Note: Two sets A and B are said to be equal if they have exactly the same elements, and we write A = B. Otherwise, the sets are said to be unequal, and we write A ≠ B. Order in which elements appear does not matter.
$$A = \{a, b, c, d\},\quad B = \{d, c, b, a\}$$
✅ Yes, $A = B$
(ii)
$$A = \{4, 8, 12, 16\},\quad B = \{8, 4, 16, 18\}$$
No. 12 is an element that is present in A but not in B and similarly 18 is an element present in B not in A.
❌ No A ≠ B — $12 \notin B$ and $18 \notin A$
(iii)
$$A =\{2, 4, 6, 8, 10\}$$
$$B = \{x : x \text{ is positive even integer and } x \le 10\}$$
Yes. If we define set B it can be written like this {2, 4, 6, 8, 10} and therefore every element of A is also an element of B and every element of B is also an element of A.
✅ Yes — Both sets represent the same elements
(iv)
$$A = \{x : x \text{ is a multiple of } 10\}$$
$$B = \{10, 15, 20, 25, 30, \dots\}$$
No.
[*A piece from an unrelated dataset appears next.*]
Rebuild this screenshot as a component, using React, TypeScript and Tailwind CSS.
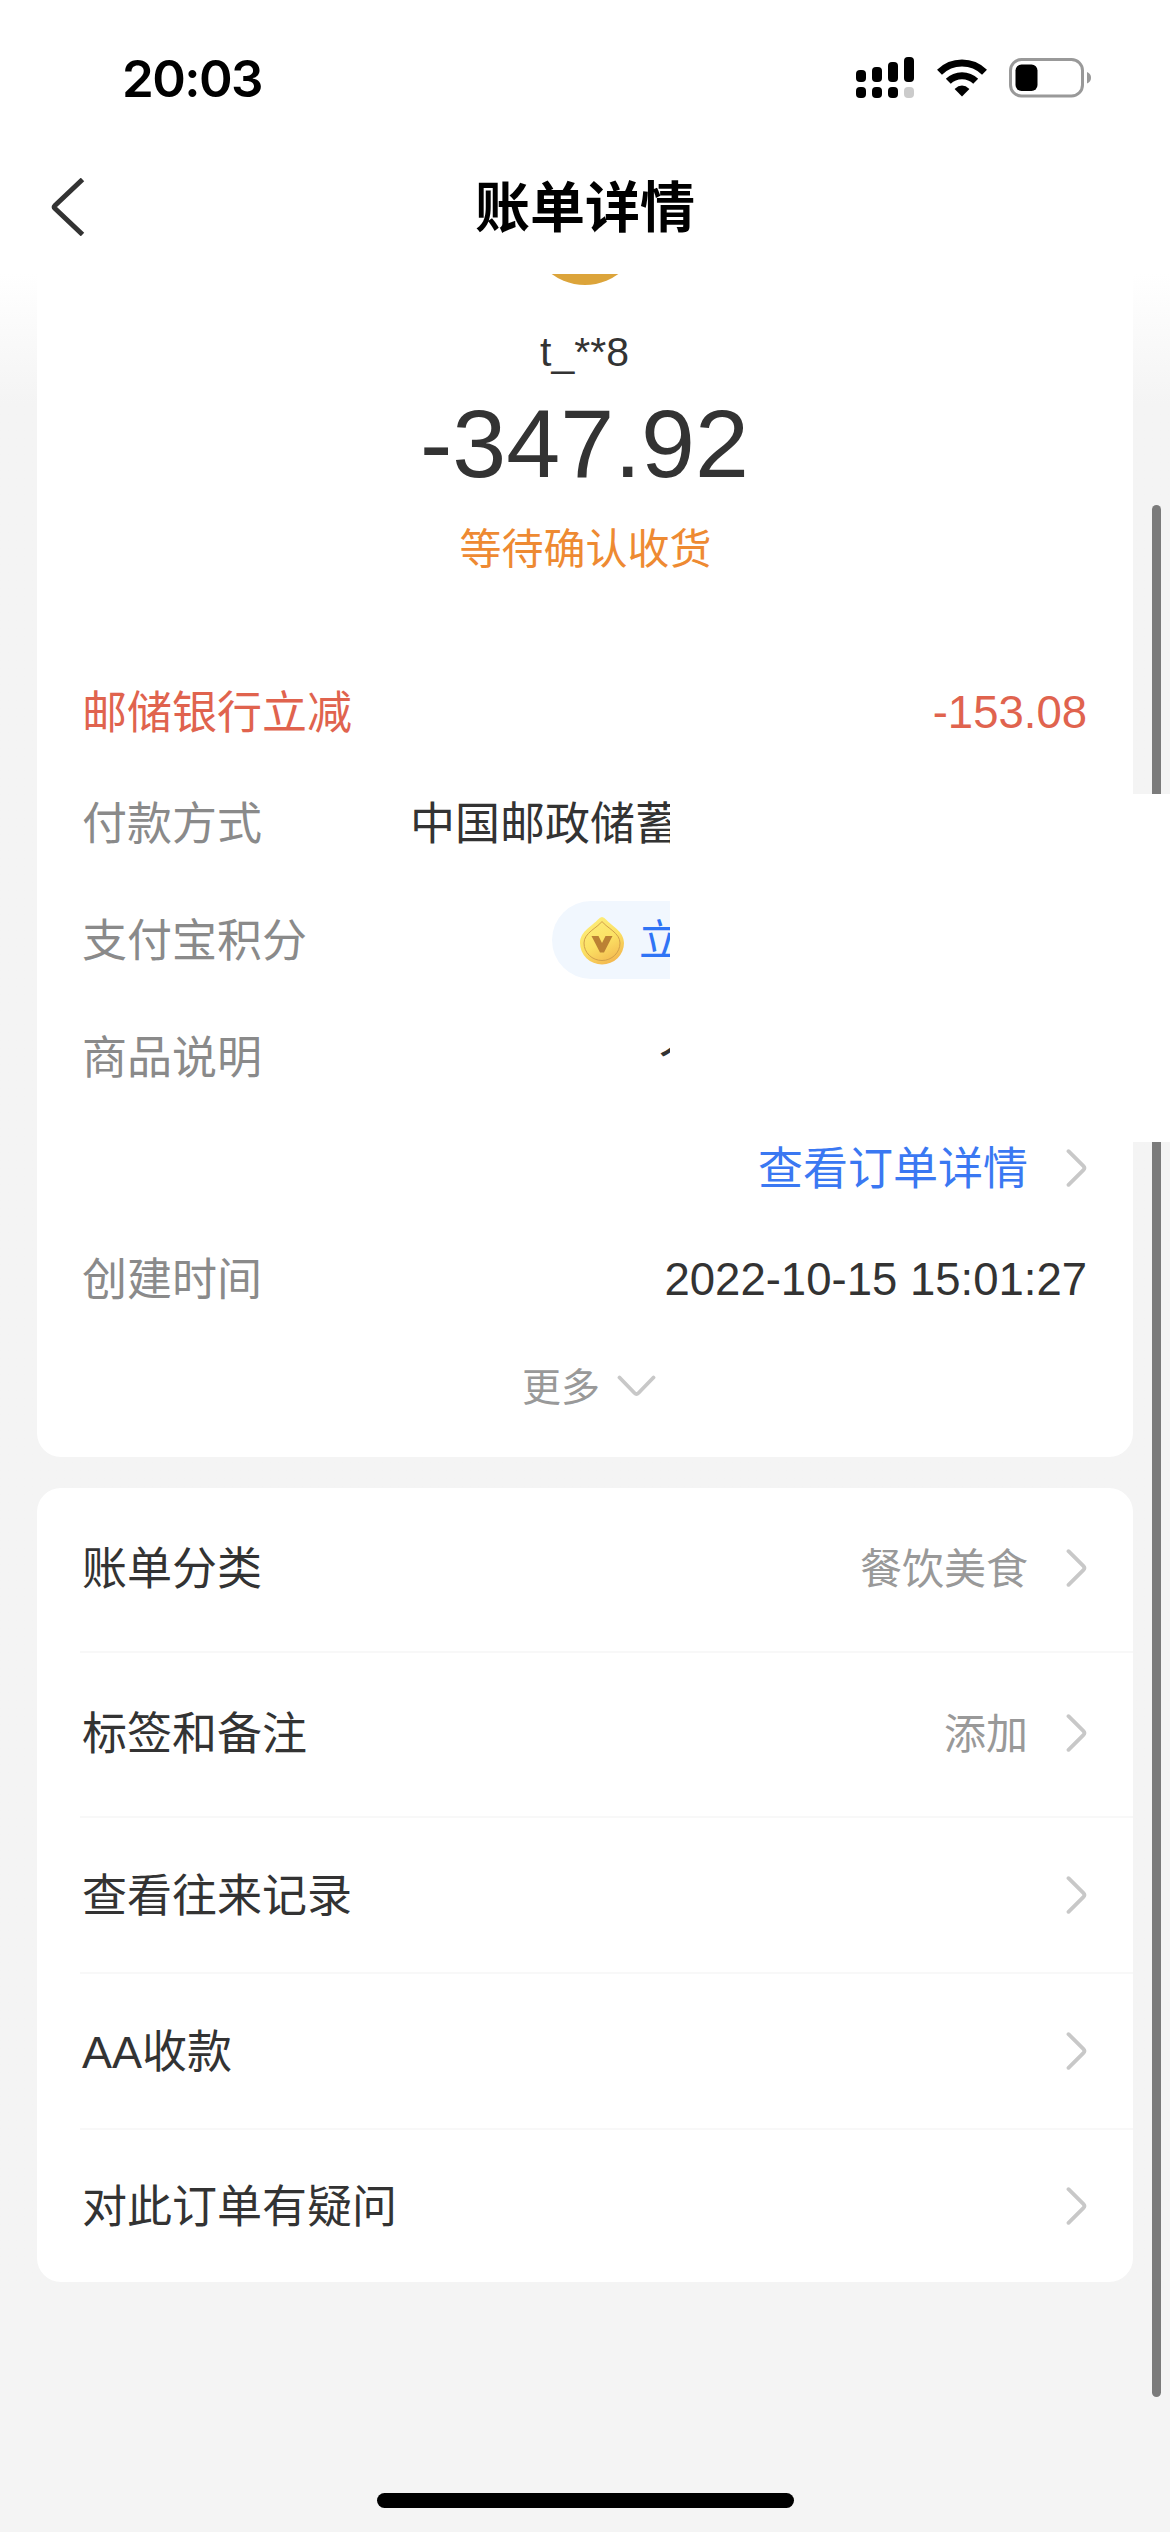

If we define B we can clearly see that {-40, -30, -20, -10, 0}. All these numbers are also multiples of 10, and they are not in set B. Hence A ≠ B.
❌ No — $B$ contains numbers not multiples of $10$ and also misses negatives, $0$ etc.
NCERT Question 5 : Are the following pairs of sets equal?
(i) A = {2, 3}, B = {x : x is solution of x2 + 5x + 6 = 0}
(ii) A = { x : x is a letter in the word FOLLOW}, B = { y : y is a letter in the word WOLF}
Solution :
(i)
$$A = \{2, 3\}$$
$$B = \{x : x^2 + 5x + 6 = 0\}$$
Solve the equation:
$$x^2 + 5x + 6 = 0$$
$$(x+2)(x+3) = 0$$
$$x = -2, -3$$
So,
$$B = \{-2, -3\}$$
❌ Not equal — different elements
(ii)
$$A = \{x : x \text{ is a letter in the word FOLLOW}\}$$
$$B = \{y : y \text{ is a letter in the word WOLF}\}$$
Both sets contain:
$$\{F, O, L, W\}$$
✅ Yes — They are equal
NCERT Question 6 : From the sets given below, select equal sets:
A = {2, 4, 8, 12}, B = {1, 2, 3, 4}, C = {4, 8, 12, 14}, D = {3, 1, 4, 2}, E = {-1, 1}, F = {0, a}, G = {1, -1}, H = {0, 1}
Solution :
$A$ and $B$ are said to be equal if they have exactly the same elements.
For $A$,
$8 \in A$, but
$8 \notin B,\ 8 \notin D,\ 8 \notin E,\ 8 \notin F,\ 8 \notin G,\ 8 \notin H$
Hence, $A$ is not equal to $B,\ D,\ E,\ F,\ G,\ H$.
Also,
$2 \in A$, but $2 \notin C$
Hence, $A \ne C$.
For $B$,
$2 \in B$, but
$2 \notin C,\ 2 \notin E,\ 2 \notin F,\ 2 \notin G,\ 2 \notin H$
Hence, $B$ is not equal to $C,\ E,\ F,\ G,\ H$.
Also, every element of $B$ can be found in $D$ namely: $\{1, 2, 3, 4\}$
and vice-versa is also true.
Hence, $B = D$.
For $C$,
$14 \in C$, but
$14 \notin D,\ 14 \notin E,\ 14 \notin F,\ 14 \notin G,\ 14 \notin H$
Hence, $C$ is not equal to $D,\ E,\ F,\ G,\ H$.
For $D$,
$2 \in D$, but
$12 \notin E,\ 2 \notin F,\ 2 \notin G,\ 2 \notin H$
Hence, $D$ is not equal to $E,\ F,\ G,\ H$.
For $E$,
$-1 \in E$, but
$-1 \notin F,\ -1 \notin H$
Hence, $E$ is not equal to $F,\ H$.
Also, every element of $E$ can be found in $G$ namely: $\{-1, 1\}$
and vice-versa is also true.
Hence, $E = G$.
For $F$,
$0 \in F$, but
$0 \notin G,\ 0 \notin H$
Hence, $F$ is not equal to $G,\ H$.
For $G$,
$-1 \in G$, but
$-1 \notin H$
Hence, $G$ is not equal to $H$.
So, we can observe that only:
$$B = D \quad \text{and} \quad E = G$$
✅ Equal pairs:
- $$B = D$$
- $$E = G$$
All other sets differ in at least one element.